Large ice blocks or spheres melt considerably more slowly than small chips, maintaining temperature without diluting the drink. They also look intentional — a large clear cube in an old-fashioned glass reads immediately as professional. Silicone moulds are widely available and inexpensive; making a tray the evening before a gathering requires minimal effort.

For effervescent drinks, smaller cubed ice works better — more surface area to keep the drink cold without the visual heaviness of a single large cube. Use filtered water where possible; tap water affects both clarity and taste.

Garnishes: The Styling Element That Does the Most Work

The garnish is where non-alcoholic drink styling most directly resembles food styling — and where the visual impression is made or lost. A thoughtfully garnished drink signals effort and attention in a way a bare glass never can.

The principles are simple: the garnish should relate to the flavour, be fresh and pristine, and be placed with intention rather than dropped in carelessly.

Fresh herbs are among the most versatile garnishes available. A sprig of rosemary in a citrus-forward drink. Fresh mint slapped between the palms before it goes into the glass to release its aromatics. A few leaves of fresh basil floating on the surface of something more savoury. Thyme works beautifully with apple and pear flavours.

Citrus is the other essential category. A wheel of blood orange or a thin slice of lime adds colour and freshness. A long twist of lemon or orange peel — made by running a peeler along the fruit in one motion and twisting it over the glass — releases the essential oils over the surface, adding both flavour and visual drama.

Edible flowers produce an immediate impact. A few petals of viola, borage, or marigold floating on the surface of a drink photograph beautifully and signal care that most guests register, even if they cannot name exactly what makes the drink look so good.

The Drink Itself: Building for Visual Complexity

The non-alcoholic drinks that style most beautifully have visual complexity — multiple visible elements, colour contrast, or a natural effervescence that catches the light.
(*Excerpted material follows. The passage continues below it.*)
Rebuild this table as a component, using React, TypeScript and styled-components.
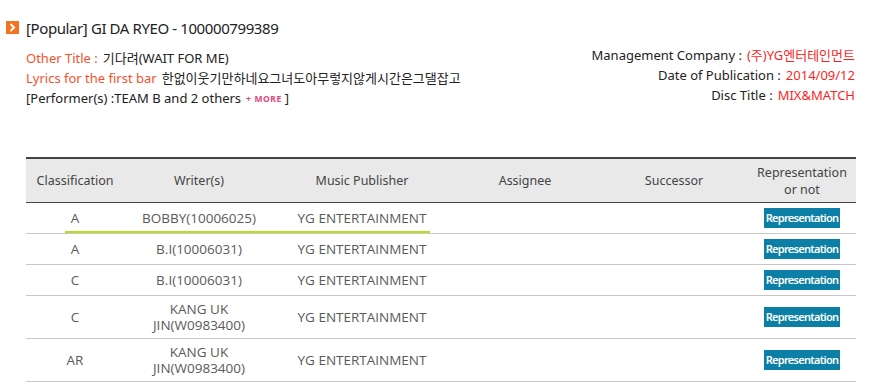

Building a drink with styling in mind means thinking about these elements from the outset.

Kombucha is one of the most naturally beautiful non-alcoholic bases available. Its effervescence is fine and elegant, its colour range — from pale gold to deep amber to near-purple — is visually interesting, and it takes to garnishes generously. Mixed with a shrub (a drinking vinegar made with fruit, sugar, and vinegar), citrus, and a large ice cube, it produces a drink that looks and drinks as well as most cocktails.

Non-alcoholic spirit alternatives — Seedlip, Lyre's, Monday, and several smaller local producers — are worth exploring as base ingredients for zero-proof cocktails. Built in the same way as their alcoholic counterparts and garnished with the same care, they produce drinks with real complexity. For guests who are not drinking, being handed something of this quality changes the whole evening.

Setting the Table for Zero-Proof

A drinks table that includes a well-presented non-alcoholic option — properly garnished, in the right glass, alongside a small jug of the base for refills — communicates to non-drinking guests that they have been fully considered. Label non-alcoholic options clearly and positively. Not "mocktail" in small print at the bottom of a list, but a full description that sells the drink on its own merits.